Je ne voulais pas parler, parce que je ne me souciais pas que la scène d’un récent dîner recommençât, mais un peu asticoté par les uns et par les autres, je pris la voix la plus douce pour affirmer que j’avais plus de plaisir à lire Hugo qu’Homère, essayant cette fois de parer les foudres de Saint-Victor avec le nom d’Hugo.

À ce blasphème Saint-Victor, devenu positivement fou furieux, se remet à hurler avec sa voix de zinc et ses cris d’aliénés, que c’est trop fort, que c’est impossible à entendre, que nous insultons la religion de tous les gens intelligents.

Je commence à répondre que c’est bien singulier, qu’à une table où on admet la discussion de toute chose au monde, je n’aie pas le droit de dire mon opinion sur Homère.
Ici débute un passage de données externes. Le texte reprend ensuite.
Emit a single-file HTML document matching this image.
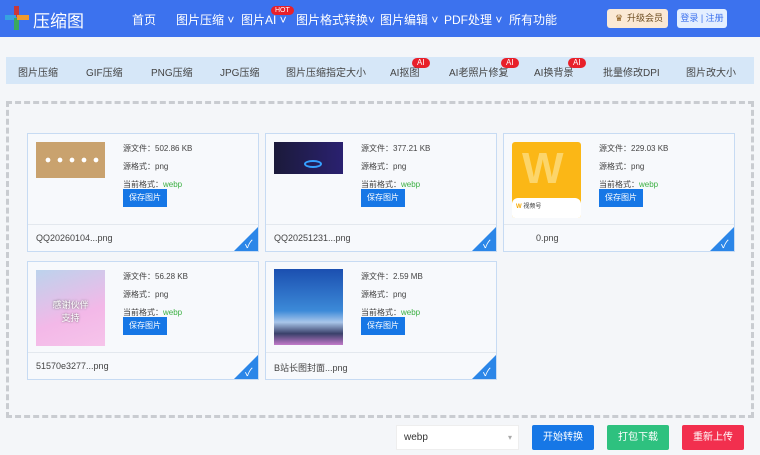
<!DOCTYPE html>
<html><head><meta charset="utf-8"><style>
*{margin:0;padding:0;box-sizing:border-box}
body{width:760px;height:455px;overflow:hidden;background:#f4f6f9;font-family:"Liberation Sans","Noto Sans CJK SC",sans-serif;position:relative;color:#333}
.a{position:absolute}
.hdr{left:0;top:0;width:760px;height:37px;background:#3c72ee}
.nav{color:#fff;font-size:12px;top:11px}
.sub{left:6px;top:57px;width:748px;height:27px;background:#d6e7f8}
.sub span{position:absolute;top:7px;font-size:10px;color:#444}
.ai{position:absolute;background:#e8202a;color:#fff;font-size:8px;border-radius:6px;padding:0 5px;line-height:10px;top:-6px;font-style:normal}
.box{left:6px;top:101px;width:748px;height:317px;border:3px dashed #c9ccd1}
.card{position:absolute;width:232px;height:119px;background:#f7f9fc;border:1px solid #c7dbf3}
.card .ft{position:absolute;left:0;top:90px;width:100%;height:1px;background:#e3e8ee}
.card .fn{position:absolute;left:8px;top:99px;font-size:9px;color:#444}
.card .t{position:absolute;left:95px;font-size:8px;color:#444}
.card .g{color:#3cb043}
.card .b{position:absolute;left:95px;top:55px;width:44px;height:18px;background:#1677e6;color:#fff;font-size:8px;text-align:center;line-height:18px}
.chk{position:absolute;right:0;bottom:0;width:0;height:0;border-left:24px solid transparent;border-bottom:24px solid #2b86e8}
.chk:after{content:"✓";position:absolute;color:#fff;font-size:11px;left:-13px;top:9px}
.th{position:absolute;left:8px}
.btn{position:absolute;top:425px;width:62px;height:25px;color:#fff;font-size:10px;text-align:center;line-height:25px;border-radius:2px}
</style></head><body>
<div class="a hdr"></div>
<svg class="a" style="left:5px;top:6px" width="24" height="24" viewBox="0 0 24 24"><rect x="9" y="0" width="5" height="11" fill="#c8383c"/><rect x="0" y="9" width="11" height="5" fill="#36a3e0"/><rect x="9" y="12" width="5" height="12" fill="#3aa860"/><rect x="12" y="9" width="12" height="5" fill="#f09a2c"/></svg>
<div class="a" style="left:33px;top:7px;color:#fff;font-size:17px">压缩图</div>
<div class="a nav" style="left:132px">首页</div>
<div class="a nav" style="left:176px">图片压缩 ˅</div>
<div class="a nav" style="left:241px">图片AI ˅</div>
<div class="a" style="left:271px;top:6px;background:#e8202a;color:#fff;font-size:7px;border-radius:6px;padding:0 4px;line-height:9px">HOT</div>
<div class="a nav" style="left:296px">图片格式转换˅</div>
<div class="a nav" style="left:380px">图片编辑 ˅</div>
<div class="a nav" style="left:444px">PDF处理 ˅</div>
<div class="a nav" style="left:509px">所有功能</div>
<div class="a" style="left:607px;top:9px;width:61px;height:19px;background:#fbe9d5;border-radius:3px;font-size:9px;color:#6b4b1e;line-height:19px;padding-left:20px">升级会员<span style="position:absolute;left:8px;color:#8a5a1a">♛</span></div>
<div class="a" style="left:677px;top:9px;width:50px;height:19px;background:#e4efff;border-radius:3px;font-size:9px;color:#3c72ee;line-height:19px;text-align:center">登录 | 注册</div>
<div class="a sub">
<span style="left:12px">图片压缩</span><span style="left:80px">GIF压缩</span><span style="left:145px">PNG压缩</span><span style="left:214px">JPG压缩</span><span style="left:280px">图片压缩指定大小</span>
<span style="left:384px">AI抠图<i class="ai" style="left:22px">AI</i></span>
<span style="left:443px">AI老照片修复<i class="ai" style="left:52px">AI</i></span>
<span style="left:528px">AI换背景<i class="ai" style="left:34px">AI</i></span>
<span style="left:597px">批量修改DPI</span><span style="left:680px">图片改大小</span>
</div>
<div class="a box"></div>

<div class="card" style="left:27px;top:133px">
<div class="th" style="top:8px;width:69px;height:36px;background:#c9a26e"><div style="margin:14px 6px 0;height:8px;background:radial-gradient(circle,#fff 30%,transparent 35%) 0 0/12px 8px"></div></div>
<div class="t" style="top:9px">源文件：502.86 KB</div><div class="t" style="top:27px">源格式：png</div><div class="t" style="top:45px">当前格式：<span class="g">webp</span></div>
<div class="b">保存图片</div><div class="ft"></div><div class="fn">QQ20260104...png</div><div class="chk"></div></div>

<div class="card" style="left:265px;top:133px">
<div class="th" style="top:8px;width:69px;height:32px;background:linear-gradient(90deg,#1b1a3a,#2a2170);"><div style="position:absolute;left:30px;top:18px;width:18px;height:8px;border:2px solid #35a0ff;border-radius:50%"></div></div>
<div class="t" style="top:9px">源文件：377.21 KB</div><div class="t" style="top:27px">源格式：png</div><div class="t" style="top:45px">当前格式：<span class="g">webp</span></div>
<div class="b">保存图片</div><div class="ft"></div><div class="fn">QQ20251231...png</div><div class="chk"></div></div>

<div class="card" style="left:503px;top:133px">
<div class="th" style="top:8px;width:69px;height:76px;background:#fbb716;border-radius:3px;overflow:hidden"><div style="position:absolute;left:10px;top:2px;font-size:44px;color:#fcd56a;font-weight:bold">W</div><div style="position:absolute;left:0;top:56px;width:69px;height:20px;background:#fff;border-radius:6px 6px 0 0;font-size:6px;padding:3px 4px;color:#333"><b style="color:#f6a800">W</b> 视频号</div></div>
<div class="t" style="top:9px">源文件：229.03 KB</div><div class="t" style="top:27px">源格式：png</div><div class="t" style="top:45px">当前格式：<span class="g">webp</span></div>
<div class="b">保存图片</div><div class="ft"></div><div class="fn" style="left:32px">0.png</div><div class="chk"></div></div>

<div class="card" style="left:27px;top:261px">
<div class="th" style="top:8px;width:69px;height:76px;background:linear-gradient(160deg,#bcd3ec,#f3b8e8 60%,#f6c4ea);color:#fff;font-size:9px;text-align:center;padding-top:28px;text-shadow:0 0 2px #555">感谢伙伴<br>支持</div>
<div class="t" style="top:9px">源文件：56.28 KB</div><div class="t" style="top:27px">源格式：png</div><div class="t" style="top:45px">当前格式：<span class="g">webp</span></div>
<div class="b">保存图片</div><div class="ft"></div><div class="fn">51570e3277...png</div><div class="chk"></div></div>

<div class="card" style="left:265px;top:261px">
<div class="th" style="top:7px;width:69px;height:76px;background:linear-gradient(180deg,#1b4fb0,#3c8ad8 55%,#a9c6ea 70%,#39406a 85%,#c27ac9)"></div>
<div class="t" style="top:9px">源文件：2.59 MB</div><div class="t" style="top:27px">源格式：png</div><div class="t" style="top:45px">当前格式：<span class="g">webp</span></div>
<div class="b">保存图片</div><div class="ft"></div><div class="fn">B站长图封面...png</div><div class="chk"></div></div>

<div class="a" style="left:396px;top:425px;width:123px;height:25px;background:#fff;border:1px solid #eee;font-size:10px;line-height:24px;padding-left:7px">webp<span style="position:absolute;right:6px;color:#aaa;font-size:8px">▾</span></div>
<div class="btn" style="left:532px;background:#1677e6">开始转换</div>
<div class="btn" style="left:607px;background:#2ec17f">打包下载</div>
<div class="btn" style="left:682px;background:#f22f4e">重新上传</div>
</body></html>
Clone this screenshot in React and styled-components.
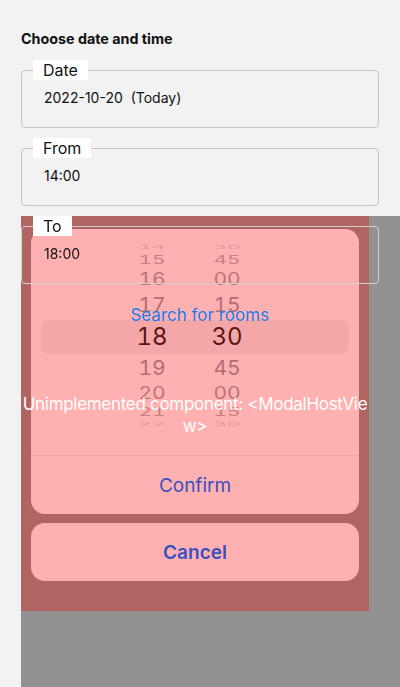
import React from "react";
import styled, { createGlobalStyle } from "styled-components";

const Global = createGlobalStyle`
  html, body { margin: 0; padding: 0; }
  body {
    background: #f2f2f2;
    font-family: "Inter", "Liberation Sans", sans-serif;
    width: 400px;
    height: 687px;
    overflow: hidden;
  }
`;

const Page = styled.div`
  padding: 30px 21px 0;
  display: flex;
  flex-direction: column;
`;

const Title = styled.h1`
  margin: 0 0 12px;
  font-size: 14.3px;
  line-height: 18px;
  font-weight: 700;
  color: #111;
`;

const FieldSet = styled.fieldset`
  margin: 0 0 10px;
  padding: 0 22px 19px;
  border: 1.5px solid #c6c6c6;
  border-radius: 4px;
  background: transparent;
  position: relative;
  z-index: ${(p) => (p.$raised ? 3 : 0)};
  border-color: ${(p) => (p.$raised ? "#d0d0d0" : "#c6c6c6")};
`;

const Legend = styled.legend`
  margin-left: -11px;
  padding: 0 10px;
  background: #ffffff;
  font-size: 16px;
  line-height: 20px;
  color: #111;
`;

const Value = styled.div`
  margin-top: 8px;
  font-size: 14px;
  line-height: 20px;
  color: #111;
  white-space: pre;
`;

const SearchButton = styled.div`
  margin-top: 10px;
  text-align: center;
  font-size: 17px;
  line-height: 22px;
  color: #1a7cf5;
  position: relative;
  z-index: 3;
`;

const Backdrop = styled.div`
  position: fixed;
  top: 216px;
  left: 21px;
  right: 0;
  bottom: 0;
  background: #929292;
  z-index: 1;
`;

const RedPanel = styled.div`
  position: relative;
  width: 348px;
  height: 395px;
  box-sizing: border-box;
  background: #b06562;
  padding: 13px 10px 30px;
  display: flex;
  flex-direction: column;
  gap: 9px;
`;

const Card = styled.div`
  background: #ffb1b1;
  border-radius: 14px;
  overflow: hidden;
  display: flex;
  flex-direction: column;
`;

const PickerArea = styled.div`
  position: relative;
  height: 227px;
  border-bottom: 1px solid #f3a2a2;
  box-sizing: border-box;
  padding-top: 12px;
  padding-left: 91px;
  display: flex;
  gap: 15px;
  overflow: hidden;
`;

const Band = styled.div`
  position: absolute;
  top: 91px;
  left: 10px;
  right: 10px;
  height: 34px;
  border-radius: 8px;
  background: #f5a7a7;
`;

const Wheel = styled.div`
  position: relative;
  width: 60px;
  display: flex;
  flex-direction: column;
`;

const Slot = styled.div`
  display: flex;
  align-items: center;
  justify-content: center;
  overflow: visible;
`;

const Digit = styled.span`
  display: inline-block;
  font-size: ${(p) => (p.$sel ? 24 : 21)}px;
  line-height: 24px;
  color: ${(p) => (p.$sel ? "#5a1717" : "#b06a6a")};
  font-variant-numeric: tabular-nums;
`;

const ActionButton = styled.div`
  height: 58px;
  display: flex;
  align-items: center;
  justify-content: center;
  font-size: 19px;
  color: #3950c1;
  font-weight: ${(p) => (p.$bold ? 600 : 400)};
`;

const ErrorText = styled.div`
  position: absolute;
  left: 0;
  right: 0;
  top: 177px;
  text-align: center;
  font-size: 17px;
  line-height: 22px;
  letter-spacing: -0.3px;
  color: #ffffff;
  word-break: break-all;
  padding: 0 1px;
`;

const slots = [
  { h: 11, s: 0.22, o: 0.35 },
  { h: 15.5, s: 0.55, o: 0.7 },
  { h: 22.5, s: 0.8, o: 0.85 },
  { h: 30, s: 0.95, o: 0.95 },
  { h: 33.5, s: 1, o: 1, sel: true },
  { h: 28.5, s: 0.95, o: 0.95 },
  { h: 22, s: 0.8, o: 0.85 },
  { h: 15, s: 0.55, o: 0.7 },
  { h: 10.5, s: 0.22, o: 0.35 },
];

const hours = ["14", "15", "16", "17", "18", "19", "20", "21", "22"];
const minutes = ["30", "45", "00", "15", "30", "45", "00", "15", "30"];

function WheelColumn({ values }) {
  return (
    <Wheel>
      {values.map((v, i) => {
        const sl = slots[i];
        return (
          <Slot key={i} style={{ height: sl.h }}>
            <Digit
              $sel={sl.sel}
              style={{ transform: `scaleY(${sl.s})`, opacity: sl.o }}
            >
              {v}
            </Digit>
          </Slot>
        );
      })}
    </Wheel>
  );
}

function Field({ label, value, raised }) {
  return (
    <FieldSet $raised={raised}>
      <Legend>{label}</Legend>
      <Value>{value}</Value>
    </FieldSet>
  );
}

export default function App() {
  return (
    <>
      <Global />
      <Page>
        <Title>Choose date and time</Title>
        <Field label="Date" value="2022-10-20  (Today)" />
        <Field label="From" value="14:00" />
        <Field label="To" value="18:00" raised />
        <SearchButton>Search for rooms</SearchButton>
      </Page>
      <Backdrop>
        <RedPanel>
          <Card>
            <PickerArea>
              <Band />
              <WheelColumn values={hours} />
              <WheelColumn values={minutes} />
            </PickerArea>
            <ActionButton>Confirm</ActionButton>
          </Card>
          <Card>
            <ActionButton $bold>Cancel</ActionButton>
          </Card>
          <ErrorText>Unimplemented component: &lt;ModalHostView&gt;</ErrorText>
        </RedPanel>
      </Backdrop>
    </>
  );
}
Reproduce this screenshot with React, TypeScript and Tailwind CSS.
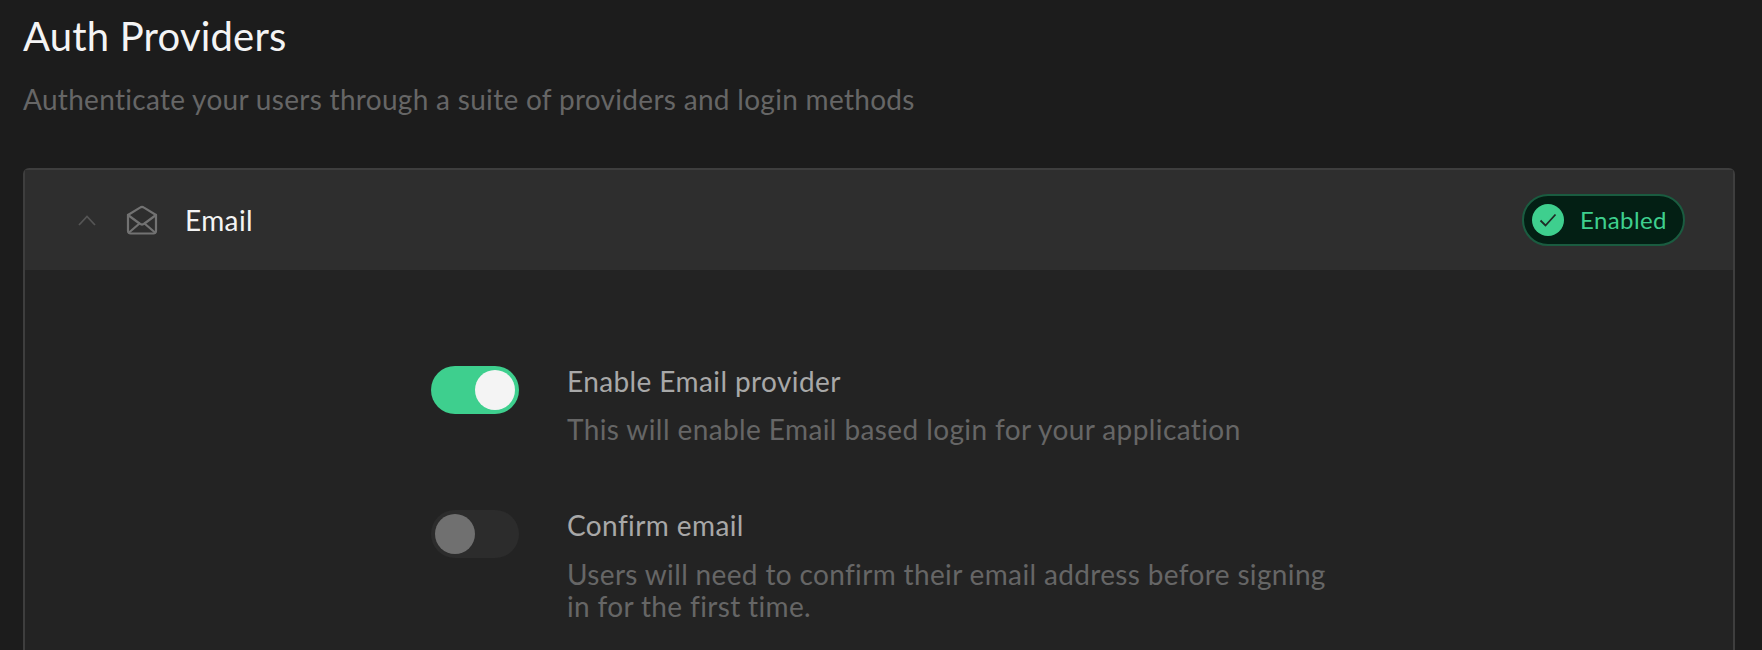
import React from "react";

function Toggle({ on }: { on: boolean }) {
  return (
    <div className={`flex h-12 w-[88px] shrink-0 items-center rounded-full p-1 ${on ? "justify-end bg-[#3ecf8e]" : "justify-start bg-[#2c2c2c]"}`}>
      <div className={`h-10 w-10 rounded-full ${on ? "bg-[#f4f4f4]" : "bg-[#707070]"}`} />
    </div>
  );
}

export default function App() {
  return (
    <div className="h-[650px] overflow-hidden bg-[#1c1c1c] pl-[23px] pr-[27px] font-['Lato',sans-serif]">
      <h1 className="pt-[11px] text-[40px] leading-[50px] font-normal tracking-[0.2px] text-[#f4f4f4]">Auth Providers</h1>
      <p className="mt-[20px] text-[28px] leading-[36px] tracking-[0.3px] text-[#666666]">Authenticate your users through a suite of providers and login methods</p>
      <div className="mt-[51px] h-[600px] rounded-t-[6px] border-2 border-[#3e3e3e] bg-[#232323]">
        <div className="flex h-[100px] items-center justify-between bg-[#2e2e2e] pl-[53px] pr-[48px]">
          <div className="flex items-center">
            <svg width="18" height="11" viewBox="0 0 18 11" fill="none" stroke="#555555" strokeWidth="1.8"><path d="M1 10l8-8.5L17 10" /></svg>
            <svg className="ml-[30px]" width="32" height="30" viewBox="0 0 32 30" fill="none" stroke="#727272" strokeWidth="2.2" strokeLinejoin="round" strokeLinecap="round">
              <path d="M2 10 14 2.6a3.5 3.5 0 0 1 4 0L30 10v16a2.5 2.5 0 0 1-2.5 2.5h-23A2.5 2.5 0 0 1 2 26z" />
              <path d="M2 10l11.5 8.5a4 4 0 0 0 5 0L30 10" />
              <path d="M3 27.5l10.5-9M29 27.5l-10.5-9" />
            </svg>
            <span className="ml-[27px] text-[28px] leading-[34px] tracking-[0.4px] text-[#f4f4f4]">Email</span>
          </div>
          <div className="flex h-[52px] w-[163px] items-center rounded-full border-2 border-[#1a5c40] bg-[#031f14] pl-[8px]">
            <div className="flex h-8 w-8 items-center justify-center rounded-full bg-[#3ecf8e]">
              <svg width="18" height="14" viewBox="0 0 18 14" fill="none" stroke="#1f2a25" strokeWidth="1.8"><path d="M1.5 7.5 6.5 12.5 16.5 1.5" /></svg>
            </div>
            <span className="ml-[16px] text-[24px] leading-[30px] tracking-[0.4px] text-[#3ecf8e]">Enabled</span>
          </div>
        </div>
        <div className="pl-[406px] pt-[96px]">
          <div className="flex gap-[48px]">
            <Toggle on />
            <div className="-mt-[3px]">
              <div className="text-[28px] leading-[36px] tracking-[0.4px] text-[#a8a8a8]">Enable Email provider</div>
              <div className="mt-[12px] text-[28px] leading-[36px] tracking-[0.4px] text-[#666666]">This will enable Email based login for your application</div>
            </div>
          </div>
          <div className="mt-[63px] flex gap-[48px]">
            <Toggle on={false} />
            <div className="-mt-[3px] w-[800px]">
              <div className="text-[28px] leading-[36px] tracking-[0.4px] text-[#a8a8a8]">Confirm email</div>
              <div className="mt-[15px] text-[28px] leading-[32px] tracking-[0.35px] text-[#666666]">Users will need to confirm their email address before signing<br />in for the first time.</div>
            </div>
          </div>
        </div>
      </div>
    </div>
  );
}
Saint-Victor crie et s’emporte. Alors je me mets à crier et à m’emporter plus fort que lui, avec tout le soulèvement des nerfs que je commence à éprouver pour cet homme de talent, mais sans opinion à lui, et toujours l’humble serviteur d’une opinion consacrée, et dont la voix baisse et dont la colère prend des tons pleurards, quand il rencontre un caractère qui montre les dents.